■ **RECORDS FOR THIS TASK**:
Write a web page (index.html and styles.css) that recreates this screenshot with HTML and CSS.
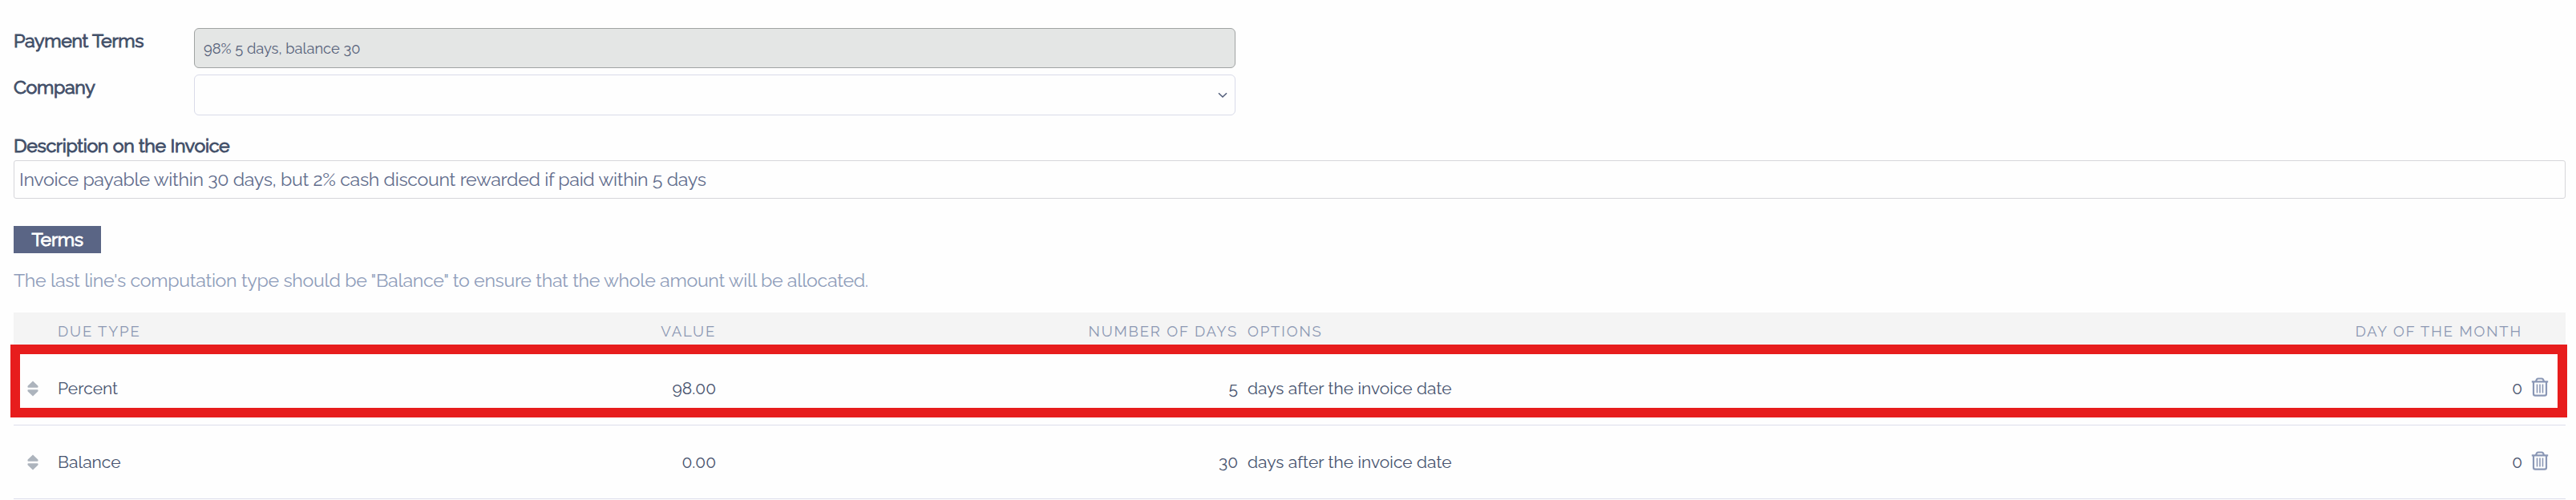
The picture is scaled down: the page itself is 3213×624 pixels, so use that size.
FILE: index.html
```
<!DOCTYPE html>
<html lang="en">
<head>
  <meta charset="UTF-8" />
  <meta name="viewport" content="width=device-width, initial-scale=1.0" />
  <title>Payment Terms</title>
  <link rel="stylesheet" href="styles.css">
</head>
<body>
  <svg width="0" height="0" class="sprite">
    <symbol id="sort" viewBox="0 0 14 20">
      <path d="M7 .5 L13.3 6.6 Q14.2 8.7 12.5 8.8 H1.5 Q-.2 8.7 .7 6.6 Z M7 19.5 L13.3 13.4 Q14.2 11.3 12.5 11.2 H1.5 Q-.2 11.3 .7 13.4 Z" fill="#adb4bd"/>
    </symbol>
    <symbol id="trash" viewBox="0 0 22 24">
      <path d="M.8 5.3 H21.2 M6 5 Q6.8 1.5 8.8 1.5 H13.2 Q15.2 1.5 16 5 M3 5 V20.4 Q3 22.6 5.2 22.6 H16.8 Q19 22.6 19 20.4 V5" fill="none" stroke="#8a97b5" stroke-width="2.2"/>
      <path d="M7.5 8.5 V19.5 M11 8.5 V19.5 M14.5 8.5 V19.5" fill="none" stroke="#8a97b5" stroke-width="1.6"/>
    </symbol>
  </svg>

  <div class="form">
    <div class="field">
      <label>Payment Terms</label>
      <div class="input readonly"><span>98% 5 days, balance 30</span></div>
    </div>
    <div class="field">
      <label>Company</label>
      <div class="input select">
        <svg class="chevron" viewBox="0 0 12 8"><path d="M1 1.2 L6 6 L11 1.2" fill="none" stroke="#4f5b78" stroke-width="1.5"/></svg>
      </div>
    </div>
    <label class="description-label">Description on the Invoice</label>
    <div class="description"><span>Invoice payable within 30 days, but 2% cash discount rewarded if paid within 5 days</span></div>
  </div>

  <div class="separator"><span>Terms</span></div>
  <p class="help"><span>The last line's computation type should be "Balance" to ensure that the whole amount will be allocated.</span></p>

  <div class="lines">
    <div class="row head">
      <span></span>
      <span>Due Type</span>
      <span class="number">Value</span>
      <span class="number">Number of Days</span>
      <span class="options">Options</span>
      <span class="number">Day of the month</span>
      <span></span>
    </div>
    <div class="row highlight">
      <svg class="handle"><use href="#sort"/></svg>
      <span>Percent</span>
      <span class="number">98.00</span>
      <span class="number">5</span>
      <span class="options">days after the invoice date</span>
      <span class="number">0</span>
      <svg class="trash"><use href="#trash"/></svg>
    </div>
    <div class="row">
      <svg class="handle"><use href="#sort"/></svg>
      <span>Balance</span>
      <span class="number">0.00</span>
      <span class="number">30</span>
      <span class="options">days after the invoice date</span>
      <span class="number">0</span>
      <svg class="trash"><use href="#trash"/></svg>
    </div>
  </div>
</body>
</html>
```
FILE: styles.css
```
*,
*::after {
  box-sizing: border-box;
}

body {
  margin: 0;
  padding: 35px 13px 0 17px;
  height: 624px;
  overflow: hidden;
  background: #fefefe;
  color: #47536e;
  font-family: Raleway, Lato, sans-serif;
}

.sprite {
  position: absolute;
}

.field {
  display: flex;
  height: 50px;
  margin-bottom: 8px;
}

label {
  width: 225px;
  padding-top: 2px;
  font-size: 23.2px;
  line-height: 28px;
  letter-spacing: -0.32px;
  color: #435069;
  -webkit-text-stroke: 1px #435069;
}

.input {
  width: 1299px;
  height: 50px;
  border: 1px solid #d9dbe9;
  border-radius: 6px;
  padding: 0 11px;
  font-size: 18.3px;
  line-height: 49px;
}

.readonly {
  background: #e4e6e5;
  border-color: #a0a3a3;
  color: #56617a;
}

.select {
  height: 51px;
  display: flex;
  align-items: center;
  justify-content: flex-end;
  padding-right: 9px;
}

.chevron {
  width: 12px;
  height: 8px;
}

.description-label {
  display: block;
  width: auto;
  height: 33px;
  margin-top: 24px;
  padding-top: 1px;
}

.description {
  height: 48px;
  border: 1px solid #d6d6da;
  border-radius: 3px;
  padding-left: 6px;
  font-size: 23.2px;
  line-height: 45px;
  letter-spacing: -0.32px;
  color: #626d8d;
}

.separator {
  display: flex;
  justify-content: center;
  width: 109px;
  height: 34px;
  margin-top: 34px;
  background: #5a6585;
  color: #fff;
  font-size: 23.2px;
  line-height: 33px;
  letter-spacing: -0.32px;
  -webkit-text-stroke: 1px #fff;
}

.help {
  height: 40px;
  margin: 14px 0 20px;
  font-size: 23.2px;
  line-height: 40px;
  letter-spacing: -0.32px;
  color: #8f9dba;
}

.row {
  display: grid;
  grid-template-columns: 55px 400px 421px 651px 12px 1590px 1fr;
  align-items: center;
  position: relative;
  height: 92px;
  border-bottom: 1px solid #dcdeeb;
  font-size: 21px;
}

.head {
  height: 49px;
  padding-bottom: 2px;
  border-bottom: 0;
  background: #f4f4f4;
  color: #8c98b3;
  font-size: 18.5px;
  letter-spacing: 1.85px;
  text-transform: uppercase;
}

.number {
  text-align: right;
}

/* options share the start of the wide column */
.row .options,
.row .options + .number {
  grid-column: 6;
  grid-row: 1;
}

.handle {
  width: 14px;
  height: 20px;
  margin-left: 17px;
}

.trash {
  grid-column: 7;
  width: 22px;
  height: 24px;
  margin: -3px 0 0 11px;
}

/* red frame around the first term */
.highlight::after {
  content: '';
  position: absolute;
  top: -9px;
  left: -4px;
  right: -2px;
  height: 91px;
  border: 12px solid #e71d1d;
}
```
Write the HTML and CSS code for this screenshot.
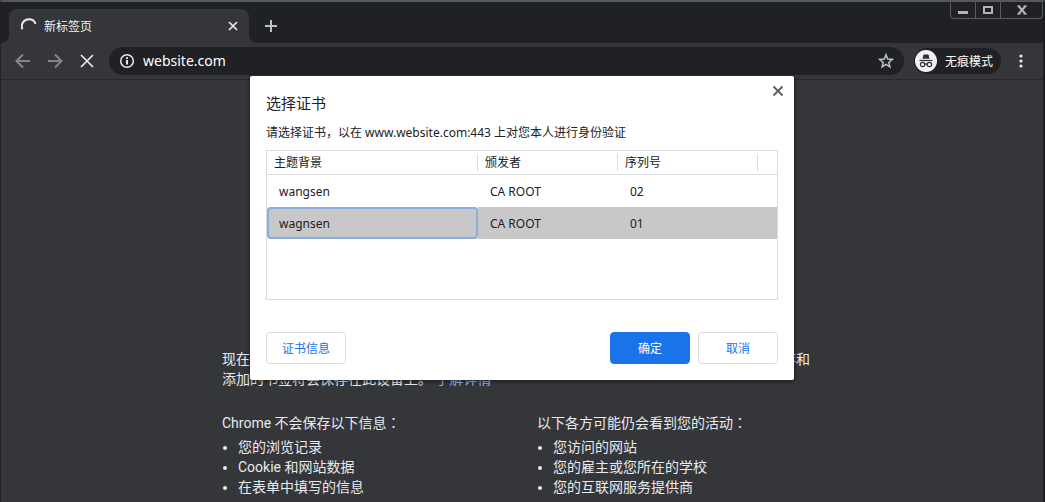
FILE: index.html
```html
<!DOCTYPE html>
<html lang="zh-CN">
<head>
<meta charset="utf-8">
<title>新标签页</title>
<link rel="stylesheet" href="styles.css">
</head>
<body>
<div class="window">
  <header class="tab-strip">
    <div class="tab">
      <svg class="spinner" viewBox="0 0 16 16"><path d="M1.500 11.200A7 7 0 0 1 8 1.200A7 7 0 0 1 14.600 5.800"/></svg>
      <span class="tab-title">新标签页</span>
      <button class="icon-button tab-close" aria-label="关闭标签页"><svg width="10" height="10" viewBox="0 0 10 10"><path d="M1 1l8 8M9 1l-8 8"/></svg></button>
    </div>
    <button class="icon-button new-tab" aria-label="新建标签页"><svg width="12" height="12" viewBox="0 0 12 12"><path d="M6 0v12M0 6h12"/></svg></button>
    <div class="window-controls">
      <button class="control" aria-label="最小化"><svg width="10" height="10" viewBox="0 0 10 10"><path d="M0 7.500h10" stroke-width="3"/></svg></button>
      <button class="control" aria-label="最大化"><svg width="10" height="10" viewBox="0 0 10 10"><path d="M1 2h8v6H1z" stroke-width="2"/></svg></button>
      <button class="control control-close" aria-label="关闭"><svg width="10" height="10" viewBox="0 0 10 10"><path d="M1.500 1l7 8M8.500 1l-7 8" stroke-width="2"/><path d="M0 1h3.500M6.500 1H10M0 9h3.500M6.500 9H10" stroke-width="1"/></svg></button>
    </div>
  </header>
  <div class="toolbar">
    <nav class="nav">
      <button class="icon-button nav-off" aria-label="后退"><svg width="16" height="16" viewBox="0 0 16 16"><path d="M15 8H2M8 1.500L1.500 8 8 14.500"/></svg></button>
      <button class="icon-button nav-off" aria-label="前进"><svg width="16" height="16" viewBox="0 0 16 16"><path d="M1 8h13M8 1.500L14.500 8 8 14.500"/></svg></button>
      <button class="icon-button stop" aria-label="停止加载"><svg width="16" height="16" viewBox="0 0 16 16"><path d="M2 2l12 12M14 2L2 14"/></svg></button>
    </nav>
    <div class="omnibox">
      <svg class="info" width="16" height="16" viewBox="0 0 16 16"><circle cx="8" cy="8" r="6.300"/><path d="M8 7v4.500M8 4.200v1.800" stroke-width="2"/></svg>
      <input class="address" type="text" value="website.com" aria-label="地址栏">
      <button class="icon-button star" aria-label="为此标签页添加书签"><svg width="16" height="16" viewBox="0 0 16 16"><path d="M8 1.800l1.700 4.300 4.600.3-3.500 3 1.100 4.500L8 11.400l-3.900 2.500 1.100-4.500-3.500-3 4.600-.3z"/></svg></button>
    </div>
    <button class="incognito">
      <svg width="22" height="22" viewBox="0 0 22 22"><circle cx="11" cy="11" r="11" fill="#f1f3f4"/><path d="M7.500 8.800l1-4 1.200-.6 1.300.5 1.300-.5 1.200.6 1 4z" fill="#303134"/><path d="M4.500 10.500h13" stroke="#303134" stroke-width="1.200"/><g fill="none" stroke="#303134" stroke-width="1.200"><circle cx="7.600" cy="14.500" r="2.200"/><circle cx="14.400" cy="14.500" r="2.200"/><path d="M9.800 14.300q1.200-.8 2.400 0"/></g></svg>
      <span>无痕模式</span>
    </button>
    <button class="icon-button menu" aria-label="菜单"><svg width="4" height="14" viewBox="0 0 4 14"><circle cx="2" cy="2" r="1.600"/><circle cx="2" cy="7" r="1.600"/><circle cx="2" cy="12" r="1.600"/></svg></button>
  </div>
  <main class="page">
    <div class="content">
      <p class="intro">现在，您可以私密浏览了，此设备的其他用户不会看到您的活动。不过，您的下载内容会保存和添加的书签将会保存在此设备上。 <a class="learn-more" href="#">了解详情</a></p>
      <div class="columns">
        <section>
          <h2 class="list-title">Chrome 不会保存以下信息<span class="mark" lang="zh-TW">：</span></h2>
          <ul class="list"><li>您的浏览记录</li><li>Cookie 和网站数据</li><li>在表单中填写的信息</li></ul>
        </section>
        <section>
          <h2 class="list-title">以下各方可能仍会看到您的活动<span class="mark" lang="zh-TW">：</span></h2>
          <ul class="list"><li>您访问的网站</li><li>您的雇主或您所在的学校</li><li>您的互联网服务提供商</li></ul>
        </section>
      </div>
    </div>
  </main>
  <div class="dialog" role="dialog" aria-labelledby="dialog-title">
    <button class="icon-button dialog-close" aria-label="关闭对话框"><svg width="12" height="12" viewBox="0 0 12 12"><path d="M1.500 1.500l9 9M10.500 1.500l-9 9"/></svg></button>
    <h1 class="dialog-title" id="dialog-title">选择证书</h1>
    <p class="dialog-text">请选择证书，以在 www.website.com:443 上对您本人进行身份验证</p>
    <div class="table-frame">
      <table class="certs">
        <colgroup><col class="col-subject"><col class="col-mid"><col class="col-mid"><col></colgroup>
        <thead><tr><th><span>主题背景</span></th><th><span>颁发者</span></th><th><span>序列号</span></th><th></th></tr></thead>
        <tbody>
          <tr><td>wangsen</td><td>CA ROOT</td><td>02</td><td></td></tr>
          <tr class="selected"><td class="focused">wagnsen</td><td>CA ROOT</td><td>01</td><td></td></tr>
        </tbody>
      </table>
    </div>
    <div class="actions">
      <button class="button">证书信息</button>
      <button class="button primary">确定</button>
      <button class="button">取消</button>
    </div>
  </div>
</div>
</body>
</html>
```
FILE: styles.css
```css
* { box-sizing: border-box; }

body {
  margin: 0;
  background: #35363a;
  font-family: "Noto Sans", "Noto Sans CJK SC", sans-serif;
  font-size: 12px;
}

button, input { font: inherit; }
svg { display: block; flex: none; }
h1, h2, p, ul { margin: 0; font-weight: 400; }

.window {
  position: relative;
  display: flex;
  flex-direction: column;
  height: 100vh;
  overflow: hidden;
  border-top: 2px solid #55585a;
  border-left: 1px solid #202124;
  border-right: 2px solid #1b1c1f;
}

.tab-strip {
  display: flex;
  flex: none;
  height: 41px;
  padding-left: 8px;
  background: #202124;
}

.tab {
  position: relative;
  display: flex;
  align-items: center;
  width: 240px;
  margin-top: 7px;
  padding: 0 8px 0 12px;
  background: #35363a;
  border-radius: 8px 8px 0 0;
  color: #f1f3f4;
}

.tab::before, .tab::after {
  content: "";
  position: absolute;
  bottom: 0;
  width: 8px;
  height: 8px;
}

.tab::before {
  right: 100%;
  background: radial-gradient(circle at 0 0, #202124 8px, #35363a 8px);
}

.tab::after {
  left: 100%;
  background: radial-gradient(circle at 100% 0, #202124 8px, #35363a 8px);
}

.icon-button {
  display: flex;
  align-items: center;
  justify-content: center;
  flex: none;
  width: 24px;
  height: 24px;
  padding: 0;
  border: 0;
  background: none;
  color: #e8eaed;
}

.icon-button path {
  fill: none;
  stroke: currentColor;
  stroke-width: 2;
}

.spinner {
  width: 16px;
  height: 16px;
  fill: none;
  stroke: #e8eaed;
  stroke-width: 2;
}

.tab-title { flex: 1; margin-left: 7px; }
.tab-close { width: 16px; }
.tab-close path, .stop path { stroke-width: 1.7; }
.new-tab { margin: 12px 0 0 10px; color: #bdc1c6; }

.window-controls {
  display: flex;
  height: 17px;
  margin-left: auto;
  border: 1px solid #5a5b5d;
  border-top: 0;
  border-radius: 0 0 4px 4px;
}

.control {
  display: flex;
  align-items: center;
  justify-content: center;
  width: 25px;
  padding: 0;
  border: 0;
  border-right: 1px solid #5a5b5d;
  background: none;
}

.control-close { width: 41px; border-right: 0; }
.control path { fill: none; stroke: #b4b4b4; }

.toolbar {
  display: flex;
  align-items: center;
  flex: none;
  height: 37px;
  padding: 0 14px 0 10px;
  border-bottom: 1px solid #28292c;
  background: #35363a;
}

.nav { display: flex; gap: 8px; }
.nav-off { color: #85868a; }

.omnibox {
  display: flex;
  align-items: center;
  flex: 1;
  height: 28px;
  margin-left: 10px;
  padding: 0 6px 0 10px;
  border-radius: 14px;
  background: #202124;
}

.info {
  fill: none;
  stroke: #e8eaed;
  stroke-width: 1.5;
}

.address {
  flex: 1;
  min-width: 0;
  height: 28px;
  margin-left: 8px;
  padding: 0 0 2px;
  border: 0;
  outline: 0;
  background: none;
  color: #ffffff;
  font-size: 14px;
}

.star { color: #bdc1c6; }
.star path { stroke-width: 1.5; }

.incognito {
  display: flex;
  align-items: center;
  gap: 8px;
  height: 26px;
  margin-left: 10px;
  padding: 0 8px 0 1px;
  border: 0;
  border-radius: 13px;
  background: #202124;
  color: #ffffff;
}

.menu { width: 16px; margin-left: 12px; }
.menu svg { fill: #e8eaed; }

.page {
  flex: 1;
  padding-top: 269px;
  color: #e8eaed;
  font-family: Roboto, "Noto Sans CJK SC", sans-serif;
  font-size: 14px;
  line-height: 20px;
}

.content { width: 600px; max-width: 100%; margin: 0 auto; }
.learn-more { color: #8ab4f8; text-decoration: none; }

.mark {
  font-family: "Noto Sans CJK TC", sans-serif;
  line-height: 1;
}

.columns {
  display: grid;
  grid-template-columns: 1fr 1fr;
  gap: 30px;
  margin-top: 24px;
}

.list-title { font-size: 14px; line-height: 20px; }
.list { margin-top: 4px; padding-left: 16px; }

.dialog {
  position: absolute;
  top: 74px;
  left: 50%;
  width: 544px;
  margin-left: -272px;
  padding: 16px;
  border-radius: 2px;
  background: #ffffff;
  box-shadow: 0 1px 4px #00000099;
  color: #202124;
}

.dialog-close {
  position: absolute;
  top: 3px;
  right: 4px;
  color: #5f6368;
}

.dialog-title { font-size: 15px; line-height: 22px; }
.dialog-text { margin-top: 10px; line-height: 18px; }

.table-frame {
  height: 150px;
  margin-top: 8px;
  border: 1px solid #dadce0;
}

.certs {
  width: 100%;
  table-layout: fixed;
  border-collapse: separate;
  border-spacing: 0;
}

.col-subject { width: 211px; }
.col-mid { width: 140px; }

.certs th {
  height: 24px;
  padding: 0;
  border-bottom: 1px solid #dadce0;
  font-weight: 400;
  text-align: left;
}

.certs th span {
  display: block;
  padding-left: 7px;
  border-right: 1px solid #dadce0;
  line-height: 17px;
}

.certs td { height: 32px; padding: 0 12px; }
.selected { background: #c8c8c8; }

.focused {
  border-radius: 4px;
  outline: 2px solid #8aafdf;
  outline-offset: -2px;
}

.actions { display: flex; gap: 8px; margin-top: 32px; }

.button {
  width: 80px;
  height: 32px;
  padding: 0;
  border: 1px solid #dadce0;
  border-radius: 4px;
  background: #ffffff;
  color: #1a73e8;
}

.primary {
  margin-left: auto;
  border-color: #1a73e8;
  background: #1a73e8;
  color: #ffffff;
}
```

■ **GIVEN PROBLEM**:
Find the string "styles" in the records, then copy each line where it occurs.

■ **SOLUTION TO THIS TASK**:
Write a web page (index.html and styles.css) that recreates this screenshot with HTML and CSS.
  <link rel="stylesheet" href="styles.css">
FILE: styles.css
<link rel="stylesheet" href="styles.css">
FILE: styles.css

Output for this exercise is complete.